La otra posible explicación es, justamente, más mexicana. Con algunas excepciones, principalmente de algunos expriistas corruptos y uno que otro íntegro, ambos gobiernos de la 4T —vistos en su sentido más amplio: sector central, legisladores, gobernadores, etc.— se han compuesto de cuadros salidos de la izquierda cardenista y lopezobradorista de los últimos 37 años. Provienen de las luchas sociales, electorales, cívicas desde 1988. Muchos son más jóvenes, por supuesto, pero su biografía es parecida a la de sus padres: familiar, educativa, profesional, ideológica, social. Crecieron en el México donde el que no transa no avanza, donde los ricos se enriquecieron gracias a los pobres, y donde los funcionarios, según ellos, robaban a mansalva. No existe razón alguna para que no se atasquen a manos llenas, con una tercia de explicaciones.

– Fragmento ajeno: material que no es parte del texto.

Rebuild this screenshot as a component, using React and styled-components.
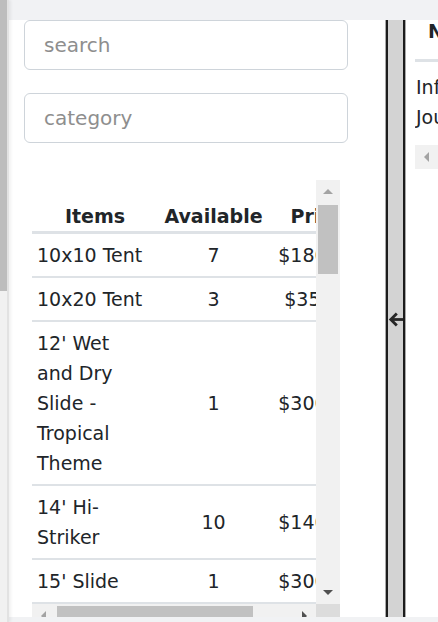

Ellos robaban más, y ostentaban también su riqueza. ¿Yo por qué no lo haría? Me tengo que apurar, porque quién sabe cuánto duremos aquí. Y, por último, es por una buena causa: la transformación, la revolución, el bien del pueblo, primero los pobres. Recurrir a las fuerzas armadas para casi todo, a sabiendas de su historial venal, se justifica plenamente si es por esa buena causa. Transferir enormes sumas a las campañas de gobernadores, aliarse con el narco para ganar elecciones, nombrar a narcos en puestos claves para combatir a otros narcos: todo se vale por el bien del pueblo. Sin anticuerpos éticos, familiares, formativos e incluso ideológicos, la tentación se vuelve irresistible. He aquí una segunda posible explicación. El lector puede escoger una, la otra, o ambas.